Cemex Sinks Most in Month After Credit Suisse Cuts Stock to ‘Underperform’

Cemex SAB, the largest cement maker in the Americas, tumbled to its lowest level in three weeks after Credit Suisse AG and Bank of Nova Scotia analysts reduced their recommendations on the stock, citing sluggish U.S. construction.

Cemex’s shares trading in Mexico City fell 2.4 percent to 9.50 pesos at 4:10 p.m. New York time, the lowest closing price since June 20. The shares this year have dropped 25 percent compared with a 5.7 percent drop for Mexico’s IPC index. The company’s American depositary receipts fell 3.6 percent today to $8.07.

Credit Suisse cut its recommendation on Cemex to “underperform” from “outperform” and slashed the target price to $6.50 from $12 for the ADRs in a report today. Scotia Capital dropped its recommendation to “sector perform” from “sector outperform” and lowered its estimate for Cemex’s cash flow in the second quarter by 5.5 percent.

“We were expecting a recovery in the U.S. by now and it hasn’t happened,” said Ramon Ortiz, an analyst with the Mexico City-based brokerage Corp. Actinver SAB. “The economic indicators have been weak and this hasn’t translated into spending on highways and other public-works projects that require a lot of cement.”

Cemex is dependent on a recovery in the U.S. construction industry to boost profits after it borrowed to pay $14.2 billion for Rinker Group Ltd. in July 2007, which made the U.S. its largest market by sales at that time. The U.S. construction recession forced the Monterrey, Mexico-based company to reach a $15 billion financing agreement with banks in August 2009 to avoid default.

Housing Market

“The U.S. housing market has continued to show fundamental weaknesses and discouraging signs,” Vanessa Quiroga, an analyst with Credit Suisse in Mexico City, wrote in the report.

U.S. highway spending also will likely be lower than expected, hurting profit, Quiroga said. The lower government construction spending may last for several years and cause profits to fall short of a December 2013 debt covenant that could cause a technical default if it isn’t renegotiated or waived, Quiroga said. That could create “an overhang on the shares,” she said.

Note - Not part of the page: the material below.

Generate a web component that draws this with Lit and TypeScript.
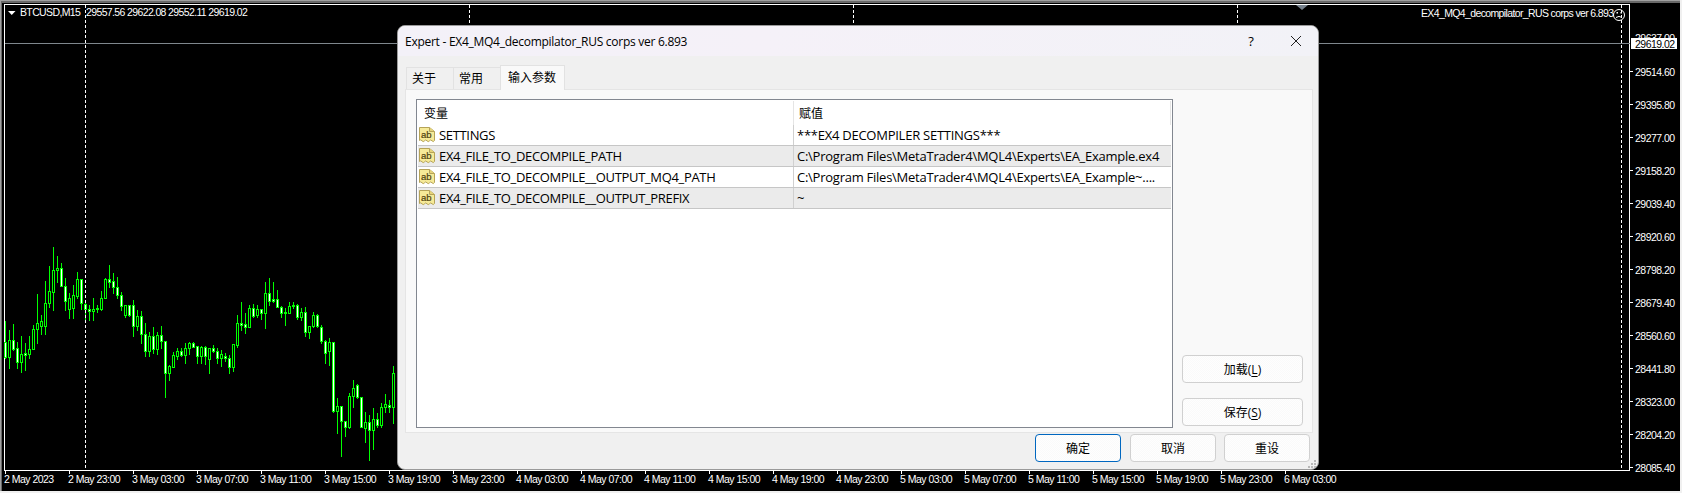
import { LitElement, html, css, svg } from "lit";
import { customElement } from "lit/decorators.js";

// high, low, body top, body bottom (in 3x crop units, y = 230 + v / 3), bull candle = hollow
const C: [number, number, number, number, number][] = [
[272,385,335,382,0],[300,413,331,380,1],[282,360,331,356,0],[335,413,355,395,0],[318,425,372,395,1],[340,420,370,374,0],[318,385,358,371,1],[285,358,297,358,1],
[192,340,280,298,1],[255,312,274,287,1],[154,312,220,287,1],[108,230,183,220,1],[52,240,121,185,1],[78,155,115,121,1],[100,167,115,167,0],[145,240,167,212,0],
[190,265,205,236,1],[165,265,196,233,1],[127,203,148,198,1],[148,237,148,220,0],[213,272,221,236,0],[225,270,236,242,0],[205,270,236,242,1],[225,245,235,238,0],
[183,240,205,236,1],[145,205,148,203,1],[105,170,148,155,0],[130,190,154,170,0],[142,205,170,194,0],[185,240,194,227,0],[225,262,226,254,1],[225,258,226,254,0],
[210,318,226,287,0],[240,300,259,287,1],[243,340,259,311,0],[280,378,311,364,0],[305,378,317,364,1],[290,370,317,356,0],[305,372,314,356,1],[288,355,314,332,0],
[332,500,334,428,0],[405,450,408,428,1],[365,412,376,410,1],[355,388,362,377,1],[355,378,362,374,0],[340,400,355,374,1],[335,372,340,355,1],[337,352,340,350,0],
[347,398,349,377,0],[347,400,352,379,1],[347,402,352,379,0],[355,428,355,388,1],[345,365,355,363,0],[355,398,364,383,0],[360,408,373,383,1],[370,392,377,385,0],
[375,428,385,410,0],[343,422,343,410,1],[255,350,280,344,1],[215,300,280,284,0],[250,310,283,290,0],[225,292,235,290,1],[223,262,235,257,0],[225,260,238,256,1],
[238,268,238,250,0],[155,293,190,250,1],[145,225,190,212,0],[157,215,208,212,0],[180,232,208,230,0],[228,260,230,250,0],[235,285,246,250,1],[215,250,229,248,1],
[215,235,224,228,0],[222,268,224,262,0],[235,270,246,262,1],[230,318,247,307,0],[288,325,289,307,1],[245,290,256,289,1],[252,290,256,289,0],[285,340,290,332,0],
[330,400,332,368,0],[325,405,337,362,1],[337,545,337,544,0],[503,610,527,544,1],[527,678,527,574,0],[572,618,574,592,0],[488,595,497,592,1],[450,530,473,497,1],
[462,505,465,502,0],[502,592,502,590,0],[545,635,577,593,1],[556,690,577,601,0],[533,658,566,601,1],[550,590,566,584,0],[518,592,532,584,1],[492,545,523,532,1],
[510,545,524,532,0],[408,578,430,532,1],
];

const Y = (v: number) => Math.round(230 + v / 3);

const PRICES = ["29514.60","29395.80","29277.00","29158.20","29039.40","28920.60","28798.20","28679.40","28560.60","28441.80","28323.00","28204.20","28085.40"];
const TIMES = ["2 May 2023","2 May 23:00","3 May 03:00","3 May 07:00","3 May 11:00","3 May 15:00","3 May 19:00","3 May 23:00","4 May 03:00","4 May 07:00","4 May 11:00","4 May 15:00","4 May 19:00","4 May 23:00","5 May 03:00","5 May 07:00","5 May 11:00","5 May 15:00","5 May 19:00","5 May 23:00","6 May 03:00"];
const ROWS = [
  ["SETTINGS", "***EX4 DECOMPILER SETTINGS***"],
  ["EX4_FILE_TO_DECOMPILE_PATH", "C:\\Program Files\\MetaTrader4\\MQL4\\Experts\\EA_Example.ex4"],
  ["EX4_FILE_TO_DECOMPILE__OUTPUT_MQ4_PATH", "C:\\Program Files\\MetaTrader4\\MQL4\\Experts\\EA_Example~...."],
  ["EX4_FILE_TO_DECOMPILE__OUTPUT_PREFIX", "~"],
];

@customElement("app-root")
export class AppRoot extends LitElement {
  static styles = css`
    :host { display: block; width: 1682px; height: 493px; position: relative; overflow: hidden; background: #f0f0f0;
      font-family: "Open Sans", "Noto Sans CJK SC", sans-serif; font-size: 12px; color: #000; }
    .chart { display: block; position: absolute; left: 0; top: 0; }
    .crisp { shape-rendering: crispEdges; }
    .lbl { font-family: "Liberation Sans", sans-serif; font-size: 10.5px; letter-spacing: -0.52px; fill: #fff; }
    .lbl.top { letter-spacing: -0.63px; }
    .lbl.dark { fill: #000; }
    .dialog { position: absolute; left: 397px; top: 25px; width: 922px; height: 445px; box-sizing: border-box;
      border: 1px solid #9a9a9a; border-radius: 8px; background: #f0f0f0; display: flex; flex-direction: column; overflow: hidden; }
    .title { height: 30px; flex: none; display: flex; align-items: center; padding-left: 7px;
      background: linear-gradient(90deg, #f3f1f8, #f5f1f8 40%, #f2f2f7); font-size: 12px; letter-spacing: -0.27px; }
    .title span { flex: 1; }
    .help { width: 46px; text-align: center; flex: none; font-size: 13px; }
    .close { width: 44px; flex: none; display: flex; justify-content: center; }
    .close svg { display: block; }
    .tabs { height: 34px; flex: none; display: flex; align-items: flex-end; padding-left: 8px; position: relative; z-index: 1; }
    .tab { width: 48px; height: 22px; box-sizing: border-box; margin-bottom: 1px; border: 1px solid #e2e2e2; border-bottom: 0; margin-right: -1px;
      display: flex; align-items: center; padding: 0 0 2px 5px; background: #f0f0f0; }
    .tab.on { width: 65px; height: 25px; margin-bottom: 0; background: #f9f9f9; padding: 0 0 2px 7px; }
    .panel { height: 344px; flex: none; box-sizing: border-box; margin: -1px 5px 0 7px; border: 1px solid #e5e5e5; background: #f9f9f9;
      padding: 9px 0 0 10px; display: flex; }
    .list { width: 757px; height: 329px; box-sizing: border-box; flex: none; border: 1px solid #828790; background: #fff; padding: 0 1px; }
    .head { height: 25px; display: grid; grid-template-columns: 376px 1fr; box-sizing: border-box; }
    .head div { display: flex; align-items: center; }
    .head .n { border-right: 1px solid #e5e5e5; margin-top: 1px; padding-left: 6px; }
    .head .v { border-right: 1px solid #e5e5e5; margin-top: 1px; padding-left: 5px; }
    .row { height: 21px; box-sizing: border-box; display: grid; grid-template-columns: 376px 1fr; border-bottom: 1px solid #c6c6c6;
      font-size: 13px; letter-spacing: -0.25px; }
    .row.alt { background: #ebebeb; }
    .row .n { display: flex; align-items: center; gap: 4px; padding-left: 1px; border-right: 1px solid #d0d0d0; white-space: nowrap; letter-spacing: -0.33px; }
    .row .v { display: flex; align-items: center; padding-left: 3px; white-space: nowrap; overflow: hidden; }
    .ico { flex: none; display: block; }
    .ab { font: 9.5px "Liberation Sans", sans-serif; letter-spacing: 0; fill: #4f420c; stroke: #4f420c; stroke-width: 0.2px; }
    .side { margin-left: 9px; display: flex; flex-direction: column; justify-content: flex-end; gap: 15px; padding-bottom: 2px; height: 329px; box-sizing: border-box; }
    .btn { width: 121px; height: 28px; box-sizing: border-box; border: 1px solid #d0d0d0; border-radius: 4px;
      background: repeating-conic-gradient(#fafafa 0 25%, #fefefe 0 50%) 0 0 / 2px 2px;
      display: flex; align-items: center; justify-content: center; }
    .btn u { text-underline-offset: 2px; }
    .foot { flex: none; height: 28px; margin-top: 1px; display: flex; justify-content: flex-end; gap: 8px; padding-right: 8px; }
    .foot .btn { width: 86px; }
    .foot .primary { border: 1.5px solid #0067c0; margin-right: 1px; }
    .grip { position: absolute; right: 1px; bottom: 0px; display: block; }
  `;

  private chart() {
    const frame = svg`
      <rect class="crisp" x="0" y="0" width="1682" height="493" fill="#f0f0f0"/>
      <rect class="crisp" x="0" y="0" width="1680" height="491" fill="#000"/>
      <rect class="crisp" x="0" y="0" width="1680" height="1" fill="#a0a0a0"/>
      <rect class="crisp" x="0" y="1" width="1680" height="2" fill="#696969"/>
      <rect class="crisp" x="0" y="0" width="1" height="491" fill="#a0a0a0"/>
      <rect class="crisp" x="1" y="1" width="1" height="490" fill="#696969"/>
      <rect class="crisp" x="4" y="4" width="1626" height="1" fill="#fff"/>
      <rect class="crisp" x="4" y="470" width="1626" height="1" fill="#fff"/>
      <rect class="crisp" x="4" y="4" width="1" height="467" fill="#fff"/>
      <rect class="crisp" x="1629" y="4" width="1" height="467" fill="#fff"/>`;
    const candles = C.map((c, i) => {
      const x = 5 + 4 * i;
      const [hi, lo, t, b, bull] = c;
      const top = Y(t), bot = Math.max(Y(b), top + 1);
      const h = bot - top + 1;
      return svg`<g class="crisp">
        <rect x=${x} y=${Y(hi)} width="1" height=${Y(lo) - Y(hi) + 1} fill="#00ff00"/>
        <rect x=${x - 1} y=${top} width="3" height=${h} fill="#00ff00"/>
        ${h > 2 ? svg`<rect x=${x} y=${top + 1} width="1" height=${h - 2} fill=${bull ? "#000" : "#fff"}/>` : ""}
      </g>`;
    });
    const dashes = [85, 469, 853, 1237, 1621].map(
      (x) => svg`<line class="crisp" x1=${x + 0.5} x2=${x + 0.5} y1="5" y2="470" stroke="#fff" stroke-dasharray="3 2"/>`
    );
    const prices = PRICES.map((p, i) => {
      const y = 71 + 33 * i;
      return svg`<rect class="crisp" x="1630" y=${y} width="3" height="1" fill="#fff"/>
        <text class="lbl" x="1635" y=${y + 4.5}>${p}</text>`;
    });
    const times = TIMES.map((t, i) => svg`
      <rect class="crisp" x=${5 + 64 * i} y="471" width="1" height="3" fill="#fff"/>
      <text class="lbl" x=${4 + 64 * i} y="483">${t}</text>`);
    return html`<svg class="chart" width="1682" height="493" viewBox="0 0 1682 493">
      ${frame}${candles}${dashes}
      <rect class="crisp" x="5" y="43" width="1625" height="1" fill="#7f878d"/>
      <polygon points="1296,5 1308,5 1302,10" fill="#76818c"/>
      <polygon points="8,11 15.5,11 11.75,15" fill="#fff"/>
      <text class="lbl top" x="20" y="16">BTCUSD,M15</text>
      <text class="lbl top" x="86" y="16">29557.56 29622.08 29552.11 29619.02</text>
      <text class="lbl top" x="1421" y="17">EX4_MQ4_decompilator_RUS corps ver 6.893</text>
      <g fill="none" stroke="#fff">
        <circle cx="1619" cy="15" r="5.5"/>
        <path d="M1616 17.5q3 -2.2 6 0"/>
      </g>
      <rect x="1616.5" y="12" width="1.5" height="1.5" fill="#fff"/>
      <rect x="1620.5" y="12" width="1.5" height="1.5" fill="#fff"/>
      <text class="lbl" x="1635" y="42">29637.00</text>
      ${prices}
      <rect class="crisp" x="1631" y="38" width="46" height="11" fill="#fff"/>
      <text class="lbl dark" x="1635" y="48">29619.02</text>
      ${times}
    </svg>`;
  }

  private icon() {
    return html`<svg class="ico" width="16" height="16" viewBox="0 0 16 16">
      <path d="M.5 .5H10.5L15.5 4.5V13.5Q14.3 15.5 13 13.8T10.5 13.8 8 13.8 5.5 13.8 3 13.8 .5 13.5Z" fill="#f6ea98" stroke="#b5a358"/>
      <path d="M10.5 .5V4.5H15.5" fill="#e6d47c" stroke="#b5a358"/>
      <text class="ab" x="2" y="11">ab</text>
    </svg>`;
  }

  render() {
    return html`
      ${this.chart()}
      <div class="dialog">
        <div class="title">
          <span>Expert - EX4_MQ4_decompilator_RUS corps ver 6.893</span>
          <div class="help">?</div>
          <div class="close"><svg width="12" height="12" viewBox="0 0 12 12"><path d="M1 1L11 11M11 1L1 11" stroke="#222" fill="none"/></svg></div>
        </div>
        <div class="tabs">
          <div class="tab">关于</div>
          <div class="tab">常用</div>
          <div class="tab on">输入参数</div>
        </div>
        <div class="panel">
          <div class="list">
            <div class="head"><div class="n">变量</div><div class="v">赋值</div></div>
            ${ROWS.map((r, i) => html`<div class="row ${i % 2 ? "alt" : ""}">
              <div class="n">${this.icon()}<span>${r[0]}</span></div>
              <div class="v">${r[1]}</div>
            </div>`)}
          </div>
          <div class="side">
            <div class="btn"><span>加载(<u>L</u>)</span></div>
            <div class="btn"><span>保存(<u>S</u>)</span></div>
          </div>
        </div>
        <div class="foot">
          <div class="btn primary">确定</div>
          <div class="btn">取消</div>
          <div class="btn">重设</div>
        </div>
        <svg class="grip" width="9" height="9" viewBox="0 0 9 9" fill="#b8b8b8">
          <rect x="6" y="0" width="2" height="2"/>
          <rect x="3" y="3" width="2" height="2"/><rect x="6" y="3" width="2" height="2"/>
          <rect x="0" y="6" width="2" height="2"/><rect x="3" y="6" width="2" height="2"/><rect x="6" y="6" width="2" height="2"/>
        </svg>
      </div>
    `;
  }
}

Credit Suisse lowered its estimate for Cemex’s 2011 earnings before interest, taxes, depreciation and amortization - - a measure of cash flow known as Ebitda -- to $2.44 billion from $2.59 billion and expects $624 million for the second quarter.

Europe, Mexico Slowdown

Besides the U.S. weakness, the company faces a slowdown of construction in Europe as well as its largest market, Mexico, said Marcos Duran, an analyst with Scotia Capital in Mexico City, in a report today.

The weaker activity in the U.S., Mexico and Europe “suggest the recovery we had been anticipating will take longer to materialize,” Duran said in the report.

Scotia reduced its second-quarter Ebitda estimate for Cemex to $630 million from $667 million. Cemex, which is scheduled to report earnings before the market opens on July 22, had Ebitda of $664 million during last year’s second quarter. For the full year, Duran reduced his 2011 Ebitda estimate to $2.52 billion from $2.63 billion.

Ortiz, who has a “buy” on Cemex shares and a 12-month target of $11.20 per ADR, said he wants to see Cemex’s second- quarter earnings report before he deciding whether to adjust his recommendation or target price.

Cemex is forecast to post a second-quarter loss of 5 cents per ADR, according to the average of eight analyst estimates compiled by Bloomberg. It would be the seventh straight quarter of losses for the cement maker.